|
There is a particular use case which leads to frustration with Python 3, if you don't know the latin1 trick. The use case is when you have to deal with files that are encoded in some unknown ASCII-compatible encoding. That is, you know that bytes with values 0–127 are compatible with ASCII, but you know nothing whatsoever about bytes with values 128–255. The use case arises when you have files produced by legacy software where you don't know what the encoding is, but you want to process embedded ASCII-compatible parts of the file as if they were text, but pass the other parts (which you don't understand) through unchanged (for example, the files are documents in some markup language, and you want to make automatic edits to the markup but leave the rest of the text unchanged). Processing as text requires you to decode it, but you can't decode as 'ascii' because there are high-bit-set characters too. The trick is to decode as latin1 on input, process the ASCII-compatible text, and encode as latin1 on output. The latin1 character set has a code point for every byte value, and bytes with the high bit set will pass through unchanged.

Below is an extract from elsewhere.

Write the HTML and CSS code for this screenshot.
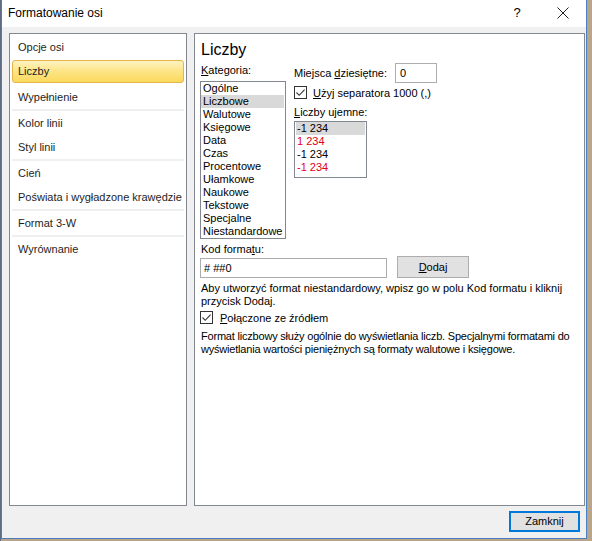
FILE: index.html
```html
<!DOCTYPE html>
<html lang="pl">
<head>
<meta charset="utf-8">
<title>Formatowanie osi</title>
<link rel="stylesheet" href="styles.css">
</head>
<body>
<div class="window">
  <div class="titlebar">
    <span class="title">Formatowanie osi</span>
    <span class="help">?</span>
    <span class="close">
      <svg width="12" height="12" viewBox="0 0 12 12"><path d="M0.5 0.5 L11.5 11.5 M11.5 0.5 L0.5 11.5" stroke="#222" stroke-width="1" fill="none"/></svg>
    </span>
  </div>
  <div class="content">
    <div class="panels">
      <div class="nav">
        <div class="nav-item">Opcje osi</div>
        <div class="nav-item active">Liczby</div>
        <div class="nav-item">Wypełnienie</div>
        <div class="sep"></div>
        <div class="nav-item">Kolor linii</div>
        <div class="nav-item">Styl linii</div>
        <div class="sep"></div>
        <div class="nav-item">Cień</div>
        <div class="nav-item">Poświata i wygładzone krawędzie</div>
        <div class="sep"></div>
        <div class="nav-item">Format 3-W</div>
        <div class="sep"></div>
        <div class="nav-item">Wyrównanie</div>
      </div>
      <div class="main">
        <div class="heading">Liczby</div>
        <div class="cols">
          <div class="cat-col">
            <div class="label cat-label"><u>K</u>ategoria:</div>
            <div class="listbox cat-list">
              <div class="li">Ogólne</div>
              <div class="li sel">Liczbowe</div>
              <div class="li">Walutowe</div>
              <div class="li">Księgowe</div>
              <div class="li">Data</div>
              <div class="li">Czas</div>
              <div class="li">Procentowe</div>
              <div class="li">Ułamkowe</div>
              <div class="li">Naukowe</div>
              <div class="li">Tekstowe</div>
              <div class="li">Specjalne</div>
              <div class="li">Niestandardowe</div>
            </div>
          </div>
          <div class="opt-col">
            <div class="row-dec">
              <span class="label dec-label">Miejsca <u>d</u>ziesiętne:</span>
              <span class="input small">0</span>
            </div>
            <div class="check-row sep-row">
              <span class="checkbox"><svg width="13" height="13" viewBox="0 0 13 13"><path d="M2.5 6.5 L5.2 9.3 L10.6 3.6" stroke="#333" stroke-width="1.1" fill="none"/></svg></span>
              <span><u>U</u>żyj separatora 1000 (,)</span>
            </div>
            <div class="label neg-label"><u>L</u>iczby ujemne:</div>
            <div class="listbox neg-list">
              <div class="li sel">-1 234</div>
              <div class="li red">1 234</div>
              <div class="li">-1 234</div>
              <div class="li red">-1 234</div>
            </div>
          </div>
        </div>
        <div class="label code-label">Kod forma<u>t</u>u:</div>
        <div class="code-row">
          <span class="input wide"># ##0</span>
          <span class="button"><u>D</u>odaj</span>
        </div>
        <p class="para para-first">Aby utworzyć format niestandardowy, wpisz go w polu Kod formatu i kliknij przycisk Dodaj.</p>
        <div class="check-row linked">
          <span class="checkbox"><svg width="13" height="13" viewBox="0 0 13 13"><path d="M2.5 6.5 L5.2 9.3 L10.6 3.6" stroke="#333" stroke-width="1.1" fill="none"/></svg></span>
          <span><u>P</u>ołączone ze źródłem</span>
        </div>
        <p class="para para-second">Format liczbowy służy ogólnie do wyświetlania liczb. Specjalnymi formatami do wyświetlania wartości pieniężnych są formaty walutowe i księgowe.</p>
      </div>
    </div>
    <div class="footer">
      <span class="close-btn">Zamknij</span>
    </div>
  </div>
</div>
</body>
</html>
```

FILE: styles.css
```css
html, body {
  margin: 0;
  padding: 0;
}
* {
  box-sizing: border-box;
}
body {
  width: 592px;
  height: 541px;
  background: linear-gradient(to right, #5d6b84 0, #5d6b84 1px, #b9a58a 1px);
  font-family: "Liberation Sans", Arial, sans-serif;
  font-size: 11px;
  color: #000;
  overflow: hidden;
}
.window {
  margin-left: 1px;
  width: 586px;
  height: 539px;
  border: 1px solid #4a7fc0;
  border-top: 0;
  background: #f0f0f0;
  display: flex;
  flex-direction: column;
}
.titlebar {
  height: 27px;
  flex: none;
  background: #fff;
  display: flex;
  align-items: center;
  padding-left: 6px;
}
.title {
  font-size: 12px;
  flex: 1;
  padding-bottom: 2px;
}
.help {
  font-size: 13px;
  width: 46px;
  text-align: center;
  padding-bottom: 2px;
}
.close {
  width: 46px;
  display: flex;
  justify-content: center;
  padding-bottom: 2px;
}
.content {
  flex: 1;
  display: flex;
  flex-direction: column;
  padding: 6px 1px 0 7px;
}
.panels {
  display: flex;
  gap: 7px;
  height: 473px;
  flex: none;
}
.nav {
  width: 178px;
  background: #fff;
  border: 1px solid #828790;
  padding: 1px 2px 0 2px;
  display: flex;
  flex-direction: column;
}
.nav-item {
  height: 24px;
  line-height: 24px;
  padding-left: 6px;
  color: #1e1e1e;
  flex: none;
}
.nav-item.active {
  background: linear-gradient(to bottom, #fdf3c2 0%, #fde68a 45%, #fbd95c 100%);
  border: 1px solid #e3b54b;
  border-radius: 3px;
  height: 23px;
  line-height: 21px;
  padding-left: 5px;
  margin: 1px 0 2px 0;
}
.sep {
  height: 2px;
  flex: none;
  background: #efefef;
}
.main {
  width: 391px;
  background: #fff;
  border: 1px solid #828790;
  padding: 5px 0 0 5px;
}
.heading {
  font-size: 16px;
  line-height: 22px;
  padding-left: 1px;
}
.cols {
  display: flex;
  gap: 8px;
}
.label {
  line-height: 13px;
}
.cat-col {
  width: 86px;
}
.cat-label {
  margin-top: 3px;
  margin-bottom: 4px;
  padding-left: 1px;
}
.listbox {
  border: 1px solid #828790;
  background: #fff;
}
.cat-list {
  width: 86px;
  height: 158px;
}
.li {
  line-height: 13px;
  height: 13px;
  padding-left: 2px;
}
.cat-list .li.sel {
  margin-right: 1px;
}
.li.sel {
  background: #d9d9d9;
}
.li.red {
  color: #e0001b;
}
.opt-col {
  padding-top: 2px;
}
.row-dec {
  display: flex;
  align-items: center;
}
.dec-label {
  width: 101px;
}
.input {
  display: inline-block;
  border: 1px solid #adadad;
  background: #fff;
  height: 20px;
  line-height: 18px;
  padding-left: 4px;
}
.input.small {
  width: 42px;
}
.check-row {
  display: flex;
  align-items: center;
  gap: 6px;
  height: 13px;
}
.sep-row {
  margin-top: 3px;
}
.checkbox {
  width: 13px;
  height: 13px;
  border: 1px solid #333;
  display: flex;
  background: #fff;
  flex: none;
}
.checkbox svg {
  margin: -1px;
}
.neg-label {
  margin-top: 7px;
  margin-bottom: 2px;
}
.neg-list {
  width: 73px;
  height: 57px;
  padding: 0 0 0 1px;
}
.neg-list .li {
  padding-left: 1px;
  margin-right: 1px;
}
.code-label {
  margin-top: 4px;
  padding-left: 1px;
}
.code-row {
  display: flex;
  align-items: flex-end;
  gap: 10px;
}
.input.wide {
  width: 187px;
  padding-left: 3px;
}
.button {
  width: 72px;
  height: 22px;
  background: #e1e1e1;
  border: 1px solid #adadad;
  text-align: center;
  line-height: 20px;
}
.para {
  margin: 0;
  line-height: 13px;
  width: 382px;
  padding-left: 1px;
}
.para-first {
  margin-top: 4px;
}
.linked {
  margin-top: 3px;
  gap: 7px;
}
.para-second {
  margin-top: 6px;
  letter-spacing: -0.2px;
}
.footer {
  display: flex;
  justify-content: flex-end;
  padding: 5px 5px 0 0;
}
.close-btn {
  width: 71px;
  height: 21px;
  border: 2px solid #0078d7;
  background: #e1e1e1;
  text-align: center;
  line-height: 17px;
}
```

So even if the file was actually utf-8 (say), it still works to decode and encode it as latin1, and multi-byte characters will survive this process. The latin1 trick deserves to be better known, perhaps even a mention in the porting guide. |
No it doesn’t. The whole range of 128-159 are undefined. However, the old MS-DOS CP-437 encoding (which is incompatible with latin1/ISO-8859-1) does. So your trick is valid, but not with latin1.